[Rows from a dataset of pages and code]
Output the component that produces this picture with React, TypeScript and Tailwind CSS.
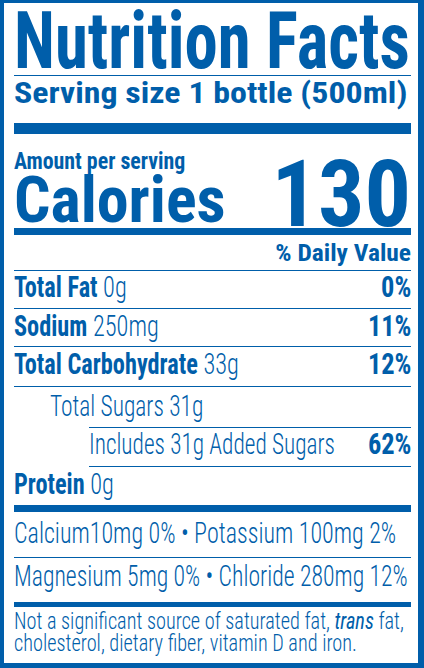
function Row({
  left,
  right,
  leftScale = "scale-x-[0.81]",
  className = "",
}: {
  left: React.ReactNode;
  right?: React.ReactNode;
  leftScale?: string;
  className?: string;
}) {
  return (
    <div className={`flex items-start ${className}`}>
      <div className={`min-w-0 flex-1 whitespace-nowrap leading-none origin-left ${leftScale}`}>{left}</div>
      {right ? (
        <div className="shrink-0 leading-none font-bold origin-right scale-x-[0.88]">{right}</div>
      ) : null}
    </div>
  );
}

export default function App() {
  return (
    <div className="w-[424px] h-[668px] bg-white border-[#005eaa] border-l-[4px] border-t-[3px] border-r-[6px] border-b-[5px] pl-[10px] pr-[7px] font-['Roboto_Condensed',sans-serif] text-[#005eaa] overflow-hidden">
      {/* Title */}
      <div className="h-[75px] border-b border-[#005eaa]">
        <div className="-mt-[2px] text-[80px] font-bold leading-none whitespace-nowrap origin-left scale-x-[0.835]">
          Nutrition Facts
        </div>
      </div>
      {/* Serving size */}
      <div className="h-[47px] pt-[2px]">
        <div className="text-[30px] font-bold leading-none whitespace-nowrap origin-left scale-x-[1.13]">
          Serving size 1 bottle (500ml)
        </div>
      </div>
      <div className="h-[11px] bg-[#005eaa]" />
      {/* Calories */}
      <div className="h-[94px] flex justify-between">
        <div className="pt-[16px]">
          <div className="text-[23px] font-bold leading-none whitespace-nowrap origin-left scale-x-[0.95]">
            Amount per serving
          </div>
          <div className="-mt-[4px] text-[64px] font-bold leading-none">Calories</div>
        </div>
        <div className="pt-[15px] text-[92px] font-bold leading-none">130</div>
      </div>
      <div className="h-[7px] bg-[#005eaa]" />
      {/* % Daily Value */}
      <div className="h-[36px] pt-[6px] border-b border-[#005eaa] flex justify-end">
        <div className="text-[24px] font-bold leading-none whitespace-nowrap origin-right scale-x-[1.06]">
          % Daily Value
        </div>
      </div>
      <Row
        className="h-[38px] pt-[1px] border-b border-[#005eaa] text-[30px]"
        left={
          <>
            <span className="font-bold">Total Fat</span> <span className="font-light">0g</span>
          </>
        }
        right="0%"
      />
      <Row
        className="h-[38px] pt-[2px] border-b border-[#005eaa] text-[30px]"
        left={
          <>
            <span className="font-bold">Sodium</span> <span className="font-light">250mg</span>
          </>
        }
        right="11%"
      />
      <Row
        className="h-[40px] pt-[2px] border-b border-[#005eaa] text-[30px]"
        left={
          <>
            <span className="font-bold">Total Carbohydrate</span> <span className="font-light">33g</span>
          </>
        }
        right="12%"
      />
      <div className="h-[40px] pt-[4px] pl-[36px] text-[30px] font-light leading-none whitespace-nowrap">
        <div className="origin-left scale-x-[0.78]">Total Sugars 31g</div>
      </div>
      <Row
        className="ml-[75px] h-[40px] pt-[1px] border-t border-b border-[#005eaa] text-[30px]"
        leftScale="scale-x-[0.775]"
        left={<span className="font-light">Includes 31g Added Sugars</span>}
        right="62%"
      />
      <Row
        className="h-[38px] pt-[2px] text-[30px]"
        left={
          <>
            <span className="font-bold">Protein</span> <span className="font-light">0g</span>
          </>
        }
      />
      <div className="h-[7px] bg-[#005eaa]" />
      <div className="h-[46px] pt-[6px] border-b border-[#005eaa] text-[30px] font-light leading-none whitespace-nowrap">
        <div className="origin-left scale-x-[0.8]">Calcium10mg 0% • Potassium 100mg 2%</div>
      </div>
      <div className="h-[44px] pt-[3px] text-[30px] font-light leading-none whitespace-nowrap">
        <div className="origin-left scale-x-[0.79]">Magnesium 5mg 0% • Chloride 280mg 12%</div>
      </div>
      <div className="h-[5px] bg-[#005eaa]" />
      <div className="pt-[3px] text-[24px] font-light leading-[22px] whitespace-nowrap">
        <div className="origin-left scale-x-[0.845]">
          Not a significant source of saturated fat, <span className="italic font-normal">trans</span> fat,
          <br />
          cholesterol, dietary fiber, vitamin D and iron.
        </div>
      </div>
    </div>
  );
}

...

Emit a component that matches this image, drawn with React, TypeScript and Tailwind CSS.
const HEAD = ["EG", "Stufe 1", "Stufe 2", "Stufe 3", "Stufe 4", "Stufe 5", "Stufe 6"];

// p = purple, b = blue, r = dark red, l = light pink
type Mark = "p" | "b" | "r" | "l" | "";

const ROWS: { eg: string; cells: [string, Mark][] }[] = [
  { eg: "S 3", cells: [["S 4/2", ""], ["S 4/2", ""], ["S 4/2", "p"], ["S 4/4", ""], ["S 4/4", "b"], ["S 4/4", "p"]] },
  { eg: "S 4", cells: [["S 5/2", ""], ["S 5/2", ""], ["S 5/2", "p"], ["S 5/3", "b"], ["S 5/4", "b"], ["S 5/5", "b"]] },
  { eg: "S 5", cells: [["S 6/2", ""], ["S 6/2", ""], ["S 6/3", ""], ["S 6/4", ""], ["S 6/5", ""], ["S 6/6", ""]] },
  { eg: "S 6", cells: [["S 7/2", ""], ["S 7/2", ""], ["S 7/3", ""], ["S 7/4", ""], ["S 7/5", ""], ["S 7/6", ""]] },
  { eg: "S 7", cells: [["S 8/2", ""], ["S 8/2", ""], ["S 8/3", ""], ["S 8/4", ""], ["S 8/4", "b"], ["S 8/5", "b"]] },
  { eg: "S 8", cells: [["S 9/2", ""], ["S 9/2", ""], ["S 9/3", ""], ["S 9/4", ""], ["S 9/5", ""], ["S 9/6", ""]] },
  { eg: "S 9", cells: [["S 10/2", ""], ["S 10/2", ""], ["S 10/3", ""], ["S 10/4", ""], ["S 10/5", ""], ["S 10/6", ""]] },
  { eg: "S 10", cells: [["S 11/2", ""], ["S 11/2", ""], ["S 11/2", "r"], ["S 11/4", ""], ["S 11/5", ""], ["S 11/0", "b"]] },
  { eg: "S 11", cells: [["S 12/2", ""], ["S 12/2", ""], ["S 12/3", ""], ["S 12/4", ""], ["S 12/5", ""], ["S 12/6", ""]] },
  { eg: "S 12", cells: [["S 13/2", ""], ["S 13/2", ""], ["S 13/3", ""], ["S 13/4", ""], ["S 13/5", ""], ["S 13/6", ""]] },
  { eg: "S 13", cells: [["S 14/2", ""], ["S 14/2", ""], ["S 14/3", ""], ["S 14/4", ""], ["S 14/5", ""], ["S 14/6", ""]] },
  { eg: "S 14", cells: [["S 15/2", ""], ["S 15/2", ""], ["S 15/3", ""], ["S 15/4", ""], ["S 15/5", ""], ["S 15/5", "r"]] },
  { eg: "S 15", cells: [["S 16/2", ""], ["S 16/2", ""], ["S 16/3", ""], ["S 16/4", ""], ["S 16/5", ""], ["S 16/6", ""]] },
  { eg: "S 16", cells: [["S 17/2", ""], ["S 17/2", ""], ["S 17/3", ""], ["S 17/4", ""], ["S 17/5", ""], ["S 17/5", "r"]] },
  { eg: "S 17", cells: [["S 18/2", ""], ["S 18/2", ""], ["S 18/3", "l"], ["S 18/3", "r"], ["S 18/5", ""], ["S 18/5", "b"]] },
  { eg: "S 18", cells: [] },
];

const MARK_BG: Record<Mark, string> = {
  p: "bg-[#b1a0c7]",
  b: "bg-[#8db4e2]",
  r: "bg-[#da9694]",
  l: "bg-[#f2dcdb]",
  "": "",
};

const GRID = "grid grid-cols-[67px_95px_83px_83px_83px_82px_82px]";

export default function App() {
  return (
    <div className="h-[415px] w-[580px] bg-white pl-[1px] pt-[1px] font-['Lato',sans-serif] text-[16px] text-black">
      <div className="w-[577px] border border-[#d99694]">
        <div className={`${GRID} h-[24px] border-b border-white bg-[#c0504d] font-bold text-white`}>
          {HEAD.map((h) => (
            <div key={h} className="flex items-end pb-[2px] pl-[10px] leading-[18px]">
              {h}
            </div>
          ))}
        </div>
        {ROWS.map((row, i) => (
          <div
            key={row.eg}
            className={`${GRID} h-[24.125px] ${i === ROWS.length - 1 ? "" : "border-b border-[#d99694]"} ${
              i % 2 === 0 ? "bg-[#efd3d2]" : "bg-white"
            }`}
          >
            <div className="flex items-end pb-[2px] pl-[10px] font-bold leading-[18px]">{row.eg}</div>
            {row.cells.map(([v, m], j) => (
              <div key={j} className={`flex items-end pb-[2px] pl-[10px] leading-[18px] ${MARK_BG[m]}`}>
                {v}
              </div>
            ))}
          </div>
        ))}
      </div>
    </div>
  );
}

## EXERCISE REQUIREMENTS
Compute the number of lines above that contain the string "React". Reply with that value only.

## TASK RESULT
4